CERN Accelerating science

A big step towards the superconducting magnets of the future

Last April, the FRESCA2 dipole magnet reached a field of 14.6T. This field value sets a new world record for dipole magnets with a free aperture, and breaks the old record established in 2008 of 13.8T by LBNL with the HD2 dipole magnet.

The development of magnets with fields beyond 10T started in Europe in 2004 with the FP6-CARE-NED project where the basic technologies were developed and specifically the Nb3Sn conductor which is the workhorse for the HL-LHC 11 T magnet, the LHC luminosity upgrade programme and baseline option for the more powerful 16T magnets for the Future Circular Collider study.
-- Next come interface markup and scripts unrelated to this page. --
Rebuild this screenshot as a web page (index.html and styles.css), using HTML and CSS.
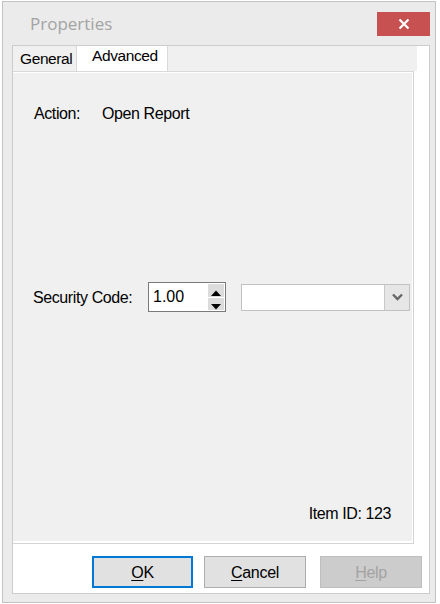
FILE: index.html
```html
<!DOCTYPE html>
<html lang="en">
<head>
<meta charset="utf-8">
<title>Properties</title>
<link rel="stylesheet" href="styles.css">
</head>
<body>
<div class="window">
  <div class="titlebar">
    <span class="title">Properties</span>
    <button class="close" aria-label="Close">
      <svg width="12" height="12" viewBox="0 0 12 12"><path d="M1.5 1.5 L10.5 10.5 M10.5 1.5 L1.5 10.5" stroke="#fff" stroke-width="2.2" fill="none"/></svg>
    </button>
  </div>
  <div class="panel">
    <div class="tabs">
      <div class="tab">General</div>
      <div class="tab active">Advanced</div>
    </div>
    <div class="page">
      <div class="row action-row">
        <span class="label label-action">Action:</span>
        <span class="value">Open Report</span>
      </div>
      <div class="row security-row">
        <span class="label label-security">Security Code:</span>
        <div class="spin">
          <span class="spin-value">1.00</span>
          <div class="spin-buttons">
            <div class="spin-btn up"><svg width="10" height="6" viewBox="0 0 10 6"><path d="M0 6 L5 0.5 L10 6 Z" fill="#000"/></svg></div>
            <div class="spin-btn down"><svg width="10" height="6" viewBox="0 0 10 6"><path d="M0 0 L5 5.5 L10 0 Z" fill="#000"/></svg></div>
          </div>
        </div>
        <div class="combo">
          <div class="combo-field"></div>
          <div class="combo-btn"><svg width="11" height="8" viewBox="0 0 11 8"><path d="M1 1.5 L5.5 6 L10 1.5" stroke="#666" stroke-width="2.4" fill="none"/></svg></div>
        </div>
      </div>
      <div class="row item-row">Item ID: 123</div>
    </div>
    <div class="buttons">
      <button class="btn default"><u>O</u>K</button>
      <button class="btn cancel"><u>C</u>ancel</button>
      <button class="btn help" disabled><u>H</u>elp</button>
    </div>
  </div>
</div>
</body>
</html>
```
FILE: styles.css
```css
html, body {
  margin: 0;
  padding: 0;
  background: #ffffff;
}

body {
  font-family: "Liberation Sans", Arial, sans-serif;
  font-size: 16px;
  letter-spacing: -0.4px;
  color: #000;
}

.window {
  margin: 1px 0 0 2px;
  width: 434px;
  height: 602px;
  box-sizing: border-box;
  border: 1px solid #c2c2c2;
  background: #ebebeb;
  display: flex;
  flex-direction: column;
  padding: 0 0 8px 9px;
}

.titlebar {
  height: 43px;
  flex: none;
  display: flex;
  align-items: flex-start;
}

.title {
  margin-top: 11px;
  margin-left: 18px;
  font-family: "Open Sans", "Liberation Sans", sans-serif;
  font-size: 17px;
  line-height: 21px;
  letter-spacing: 0;
  color: #a3a3a3;
}

.close {
  margin-left: auto;
  margin-top: 10px;
  margin-right: 5px;
  width: 53px;
  height: 24px;
  padding: 0;
  border: none;
  background: #c75050;
  display: flex;
  align-items: center;
  justify-content: center;
}

.panel {
  width: 418px;
  flex: 1;
  box-sizing: border-box;
  border: 1px solid #cccccc;
  background: #ffffff;
  display: flex;
  flex-direction: column;
}

.tabs {
  width: 404px;
  height: 25px;
  flex: none;
  background: #f0f0f0;
  display: flex;
}

.tab {
  box-sizing: border-box;
  width: 64px;
  height: 25px;
  padding: 1px 0 0 7px;
  border-right: 1px solid #d9d9d9;
  display: flex;
  align-items: center;
  font-size: 15.5px;
}

.tab.active {
  width: 91px;
  padding: 0 0 5px 15px;
  background: #ffffff;
}

.page {
  width: 401px;
  height: 473px;
  flex: none;
  box-sizing: border-box;
  border-top: 1px solid #d9d9d9;
  border-right: 1px solid #d4d4d4;
  border-bottom: 1px solid #d4d4d4;
  box-shadow: inset 0 1px 0 #ffffff, inset -1px 0 0 #ffffff, inset 0 -2px 0 #ffffff;
  background: #f0f0f0;
  display: flex;
  flex-direction: column;
  padding: 0 0 20px 20px;
}

.row {
  display: flex;
  align-items: center;
}

.row > * {
  flex: none;
}

.action-row {
  margin-top: 33px;
  height: 18px;
  line-height: 18px;
  padding-left: 1px;
}

.label-action {
  width: 68px;
}

.security-row {
  margin-top: 159px;
  height: 30px;
}

.label-security {
  width: 115px;
  padding-top: 1px;
}

.spin {
  width: 78px;
  height: 30px;
  box-sizing: border-box;
  border: 1px solid #7a7a7a;
  background: #ffffff;
  display: flex;
  align-items: center;
}

.spin-value {
  flex: 1;
  padding-left: 4px;
  font-size: 16px;
  letter-spacing: 0;
}

.spin-buttons {
  width: 16px;
  margin-right: 1px;
  display: flex;
  flex-direction: column;
  gap: 1px;
}

.spin-btn {
  height: 12px;
  background: #dcdcdc;
  display: flex;
  justify-content: center;
}

.spin-btn.up {
  align-items: flex-end;
  padding-bottom: 1px;
}

.spin-btn.down {
  align-items: flex-end;
}

.combo {
  margin-left: 15px;
  width: 169px;
  height: 27px;
  box-sizing: border-box;
  border: 1px solid #c2c2c2;
  background: #ffffff;
  display: flex;
}

.combo-field {
  flex: 1;
}

.combo-btn {
  width: 24px;
  border-left: 1px solid #c8c8c8;
  background: #e6e6e6;
  display: flex;
  align-items: center;
  justify-content: center;
}

.item-row {
  margin-top: auto;
  padding-right: 22px;
  justify-content: flex-end;
  height: 18px;
  line-height: 18px;
}

.buttons {
  margin-top: 12px;
  display: flex;
}

.btn {
  height: 32px;
  box-sizing: border-box;
  padding: 1px 0 0;
  font-family: "Liberation Sans", Arial, sans-serif;
  font-size: 16px;
  letter-spacing: -0.3px;
  color: #000;
  background: #e1e1e1;
  border: 1px solid #adadad;
}

.btn u {
  text-underline-offset: 2px;
}

.default {
  margin-left: 79px;
  width: 101px;
  border: 2px solid #0078d7;
}

.cancel {
  margin-left: 11px;
  width: 102px;
}

.help {
  margin-left: 14px;
  width: 102px;
  background: #cccccc;
  border-color: #bfbfbf;
  color: #a3a3a3;
}
```
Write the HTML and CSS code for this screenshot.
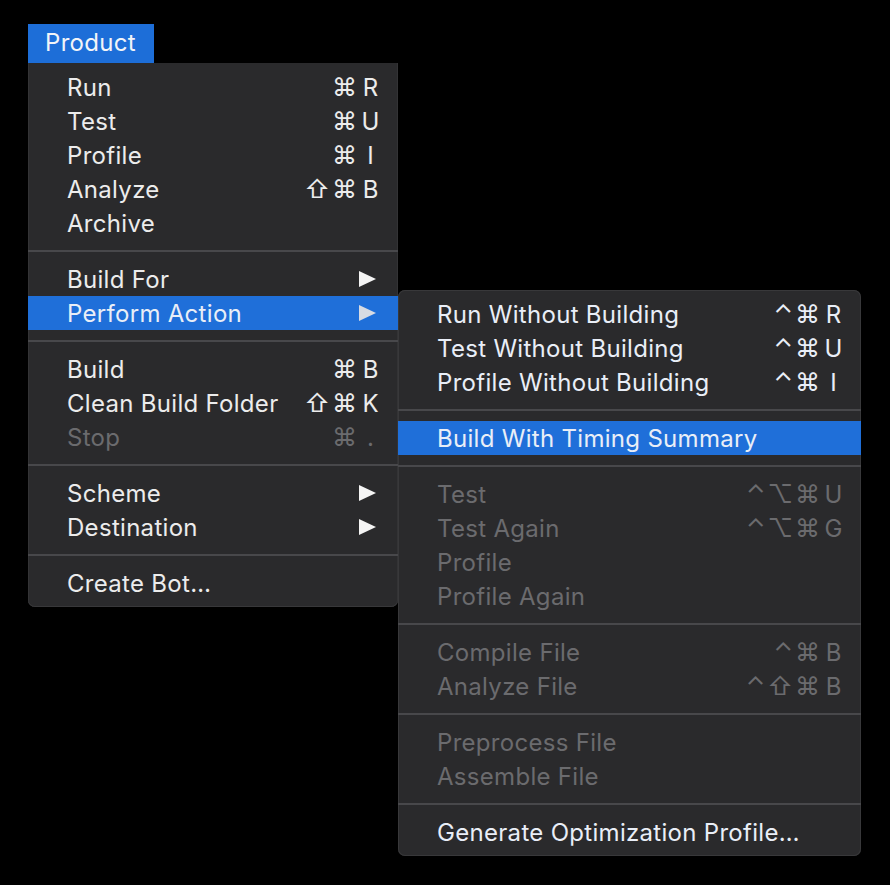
FILE: index.html
```html
<!DOCTYPE html>
<html>
<head>
<meta charset="utf-8">
<link rel="stylesheet" href="styles.css">
</head>
<body>
<div class="stage">
  <div class="tab">Product</div>
  <div class="menu main">
    <div class="item"><span class="label">Run</span><span class="sc"><span class="mods">⌘</span><span class="key">R</span></span></div>
    <div class="item"><span class="label">Test</span><span class="sc"><span class="mods">⌘</span><span class="key">U</span></span></div>
    <div class="item"><span class="label">Profile</span><span class="sc"><span class="mods">⌘</span><span class="key">I</span></span></div>
    <div class="item"><span class="label">Analyze</span><span class="sc"><span class="mods">⇧⌘</span><span class="key">B</span></span></div>
    <div class="item"><span class="label">Archive</span></div>
    <div class="sep"></div>
    <div class="item"><span class="label">Build For</span><span class="arrow"></span></div>
    <div class="item active"><span class="label">Perform Action</span><span class="arrow"></span>
      <div class="menu sub">
        <div class="item"><span class="label">Run Without Building</span><span class="sc"><span class="mods">⌃⌘</span><span class="key">R</span></span></div>
        <div class="item"><span class="label">Test Without Building</span><span class="sc"><span class="mods">⌃⌘</span><span class="key">U</span></span></div>
        <div class="item"><span class="label">Profile Without Building</span><span class="sc"><span class="mods">⌃⌘</span><span class="key">I</span></span></div>
        <div class="sep"></div>
        <div class="item active"><span class="label">Build With Timing Summary</span></div>
        <div class="sep"></div>
        <div class="item disabled"><span class="label">Test</span><span class="sc"><span class="mods">⌃⌥⌘</span><span class="key">U</span></span></div>
        <div class="item disabled"><span class="label">Test Again</span><span class="sc"><span class="mods">⌃⌥⌘</span><span class="key">G</span></span></div>
        <div class="item disabled"><span class="label">Profile</span></div>
        <div class="item disabled"><span class="label">Profile Again</span></div>
        <div class="sep"></div>
        <div class="item disabled"><span class="label">Compile File</span><span class="sc"><span class="mods">⌃⌘</span><span class="key">B</span></span></div>
        <div class="item disabled"><span class="label">Analyze File</span><span class="sc"><span class="mods">⌃⇧⌘</span><span class="key">B</span></span></div>
        <div class="sep"></div>
        <div class="item disabled"><span class="label">Preprocess File</span></div>
        <div class="item disabled"><span class="label">Assemble File</span></div>
        <div class="sep"></div>
        <div class="item"><span class="label">Generate Optimization Profile…</span></div>
      </div>
    </div>
    <div class="sep"></div>
    <div class="item"><span class="label">Build</span><span class="sc"><span class="mods">⌘</span><span class="key">B</span></span></div>
    <div class="item"><span class="label">Clean Build Folder</span><span class="sc"><span class="mods">⇧⌘</span><span class="key">K</span></span></div>
    <div class="item disabled"><span class="label">Stop</span><span class="sc"><span class="mods">⌘</span><span class="key">.</span></span></div>
    <div class="sep"></div>
    <div class="item"><span class="label">Scheme</span><span class="arrow"></span></div>
    <div class="item"><span class="label">Destination</span><span class="arrow"></span></div>
    <div class="sep"></div>
    <div class="item"><span class="label">Create Bot…</span></div>
  </div>
</div>
</body>
</html>
```

FILE: styles.css
```css
html, body {
  margin: 0;
  padding: 0;
  background: #000;
}
body {
  width: 890px;
  height: 885px;
  overflow: hidden;
  font-family: Inter, "Noto Sans", "DejaVu Sans", sans-serif;
  font-size: 24px;
  letter-spacing: 0.3px;
  color: #ececec;
}
.stage {
  padding: 24px 0 0 28px;
}
.tab {
  width: 109px;
  height: 39px;
  line-height: 38px;
  padding-left: 17px;
  background: #1d6ed8;
  color: #f2f4f8;
}
.menu {
  background: #2a2a2c;
  box-sizing: border-box;
  padding: 7px 0;
}
.main {
  width: 370px;
  border-radius: 0 0 7px 7px;
  box-shadow: inset 0 -1px 0 #38383a, inset 1px 0 0 #333335, inset -1px 0 0 #333335;
}
.sub {
  position: absolute;
  left: 100%;
  top: -6px;
  width: 463px;
  border-radius: 7px;
  box-shadow: inset 0 0 0 1px #38383a;
  z-index: 2;
}
.item {
  position: relative;
  height: 34px;
  display: flex;
  align-items: center;
  padding: 0 16px 0 39px;
  white-space: nowrap;
}
.label {
  flex: 1;
}
.item.active {
  background: #1f6fd9;
  color: #e9eef7;
}
.item.disabled {
  color: #6b6b6e;
}
.sc {
  display: flex;
  align-items: center;
}
.mods {
  font-family: Inter, "DejaVu Sans", sans-serif;
  font-size: 25px;
  letter-spacing: 2px;
  margin-right: 0;
}
.key {
  width: 23px;
  text-align: center;
  letter-spacing: 0;
}
.arrow {
  width: 0;
  height: 0;
  margin-right: 6px;
  border-top: 8px solid transparent;
  border-bottom: 8px solid transparent;
  border-left: 17px solid #f4f4f4;
}
.item.active > .arrow {
  border-left-color: #d7dbe3;
}
.sep {
  height: 22px;
  display: flex;
  align-items: center;
}
.sep::before {
  content: "";
  display: block;
  width: 100%;
  height: 2px;
  background: #48484b;
}
```
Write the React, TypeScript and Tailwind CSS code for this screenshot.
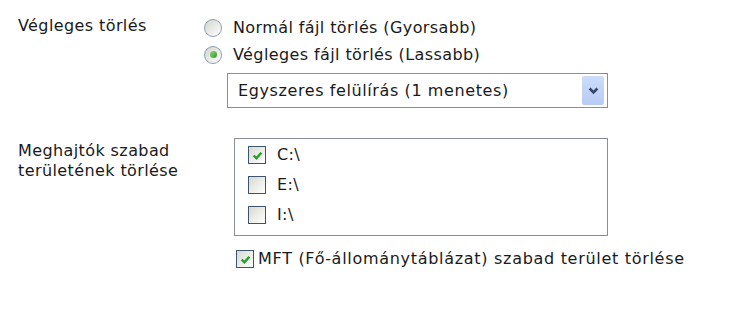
import * as React from "react";

function Radio({ checked }: { checked?: boolean }) {
  return (
    <span className="flex size-[18px] shrink-0 items-center justify-center rounded-full border border-[#8aa0b6] bg-gradient-to-br from-[#d4d4cc] to-white">
      {checked && (
        <span className="size-[7px] rounded-full bg-gradient-to-br from-[#8ad878] to-[#2a9a1e]" />
      )}
    </span>
  );
}

function Check({ checked }: { checked?: boolean }) {
  return (
    <span className="flex size-[18px] shrink-0 items-center justify-center border border-[#3d5670] bg-gradient-to-br from-[#d9d9d2] to-white">
      {checked && (
        <svg viewBox="0 0 10 10" className="size-[11px]">
          <path d="M1.5 5 L4 7.5 L8.5 2.5" fill="none" stroke="#21a121" strokeWidth="2.2" />
        </svg>
      )}
    </span>
  );
}

export default function App() {
  return (
    <div className="h-[318px] w-[744px] bg-white pl-[18px] pt-[14px] text-[16px] leading-[20px] tracking-[0.4px] text-[#1a1a1a] [font-family:'DejaVu_Sans',sans-serif]">
      <div className="flex">
        <div className="w-[186px] pt-[2px]">Végleges törlés</div>
        <div className="flex flex-col">
          <label className="flex h-[27px] items-center gap-[11px]">
            <Radio />
            <span>Normál fájl törlés (Gyorsabb)</span>
          </label>
          <label className="flex h-[27px] items-center gap-[11px]">
            <Radio checked />
            <span>Végleges fájl törlés (Lassabb)</span>
          </label>
          <div className="ml-[23px] mt-[5px] flex h-[35px] w-[381px] items-center border border-[#8a8f95] pl-[10px] pr-[3px]">
            <span className="flex-1 tracking-[0.6px]">Egyszeres felülírás (1 menetes)</span>
            <span className="flex h-[29px] w-[22px] items-center justify-center rounded-[2px] bg-gradient-to-b from-[#cddcfb] to-[#b8cbf4]">
              <svg viewBox="0 0 10 10" className="size-[11px]">
                <path d="M1.5 3.2 L5 6.7 L8.5 3.2" fill="none" stroke="#34476f" strokeWidth="2.4" />
              </svg>
            </span>
          </div>
        </div>
      </div>

      <div className="mt-[30px] flex">
        <div className="w-[206px] pt-[3px]">
          Meghajtók szabad
          <br />
          területének törlése
        </div>
        <div className="flex flex-col">
          <div className="ml-[10px] flex h-[98px] w-[374px] flex-col border border-[#8a8f95] pl-[13px] pt-[1px]">
            {[
              { d: "C:\\", c: true },
              { d: "E:\\", c: false },
              { d: "I:\\", c: false },
            ].map((r) => (
              <label key={r.d} className="flex h-[30px] items-center gap-[11px]">
                <Check checked={r.c} />
                <span>{r.d}</span>
              </label>
            ))}
          </div>
          <label className="ml-[12px] mt-[13px] flex h-[20px] items-center gap-[4px]">
            <Check checked />
            <span className="tracking-[0.7px]">MFT (Fő-állománytáblázat) szabad terület törlése</span>
          </label>
        </div>
      </div>
    </div>
  );
}
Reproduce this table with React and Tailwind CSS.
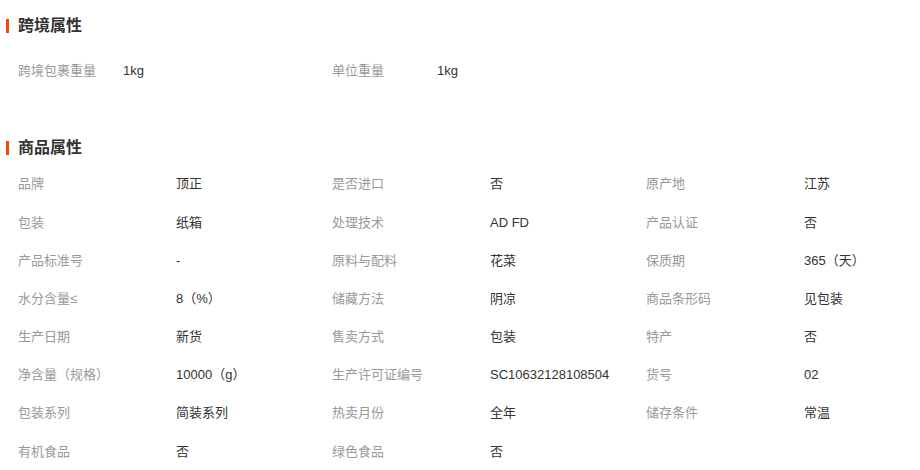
import React from "react";

const font = { fontFamily: '"Liberation Sans", "Noto Sans CJK SC", sans-serif' };

const cross = [
  ["跨境包裹重量", "1kg"],
  ["单位重量", "1kg"],
];

const attrs = [
  ["品牌", "顶正"], ["是否进口", "否"], ["原产地", "江苏"],
  ["包装", "纸箱"], ["处理技术", "AD FD"], ["产品认证", "否"],
  ["产品标准号", "-"], ["原料与配料", "花菜"], ["保质期", "365（天）"],
  ["水分含量≤", "8（%）"], ["储藏方法", "阴凉"], ["商品条形码", "见包装"],
  ["生产日期", "新货"], ["售卖方式", "包装"], ["特产", "否"],
  ["净含量（规格）", "10000（g）"], ["生产许可证编号", "SC10632128108504"], ["货号", "02"],
  ["包装系列", "简装系列"], ["热卖月份", "全年"], ["储存条件", "常温"],
  ["有机食品", "否"], ["绿色食品", "否"],
];

function Title({ children }) {
  return (
    <div className="flex items-center h-[20px]">
      <div className="w-[3px] h-[14px] bg-[#ff4400] ml-[6px] mr-[9px]" />
      <span className="text-[16px] font-bold text-[#333]">{children}</span>
    </div>
  );
}

export default function App() {
  return (
    <div className="w-[920px] h-[470px] bg-white overflow-hidden pt-[16px]" style={font}>
      <Title>跨境属性</Title>
      <div className="grid grid-cols-[314px_314px_314px] pl-[18px] mt-[16px]">
        {cross.map(([k, v]) => (
          <div key={k} className="flex items-center h-[38px] text-[13px]">
            <span className="w-[105px] text-[#999]">{k}</span>
            <span className="text-[#333]">{v}</span>
          </div>
        ))}
      </div>
      <div className="mt-[48px]">
        <Title>商品属性</Title>
      </div>
      <div className="grid grid-cols-[314px_314px_314px] pl-[18px] mt-[7px]">
        {attrs.map(([k, v]) => (
          <div key={k} className="flex items-center h-[38.2px] text-[13px]">
            <span className="w-[158px] text-[#999]">{k}</span>
            <span className="text-[#333]">{v}</span>
          </div>
        ))}
      </div>
    </div>
  );
}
“FRESCA2 has already played an important role in the development of the new magnets for the High Luminosity LHC and will soon help develop the next generation of magnets." says Gijs de Rijk, head of the FRESCA2 programme.

The FRESCA2 dipole magnet design and construction was started in the framework of the FP7-EuCARD-HFM project in 2009 and has been co-financed by HL-LHC. The FRESCA2 magnet is much larger than a LHC magnet, measuring 1.5 m in length and 1 m in diameter. This allows the magnet to have a large aperture, measuring 10 centimetres, so that it can house the cables being tested, as well the sensors to monitor their behaviour. 

The FRESCA2 magnet before the start of the tests. (Image: Maximilien Brice/CERN). 

The magnet is the outcome of a successful collaborative effort between CERN and CEA-Saclay. The technology developments for FRESCA2 were essential for the new Nb3Sn magnets of HL-LHC. Formed by the superconducting niobium-tin compound and cooled to 1.9 kelvin (-271°C), it had already reached a field of 13.3 teslas in August 2017. Then, with a modification of the mechanical pre-stressing, it started a new series of tests in April before reaching its record intensity.

FRESCA2 will also be used to test coils formed from high-temperature superconductors. The goal is to test not only the maximum electrical current but also study in depth the effects of so high magnetic fields and the behaviour of the coil. Results from these measurements feed current efforts to design high-field magnets for future energy-frontier colliders. 

The magnet was tested to the nominal operating field, and achieved 13.3T in August 2017 after a very rapid training of 5 quenches. As a second step, the mechanical preload was increased and the magnet was retested in April 2018 to explore the ultimate operating limit. In this configuration FRESCA2 reached a maximum bore field of 14.6T at a temperature of 1.9K with additional 6 training quenches. The tests are currently being performed in the new purposely built test cryostat of the SM18 cryogenic test station at CERN.

This result is a major milestone in the progression towards high field accelerator magnets beyond HL-LHC. The future of FRESCA2 is to provide background fields for tests of cables and small coils, a new facility that will provide unique test capabilities.

Athena Papageorgiou Koufidou, Livia Lapadatescu (CERN)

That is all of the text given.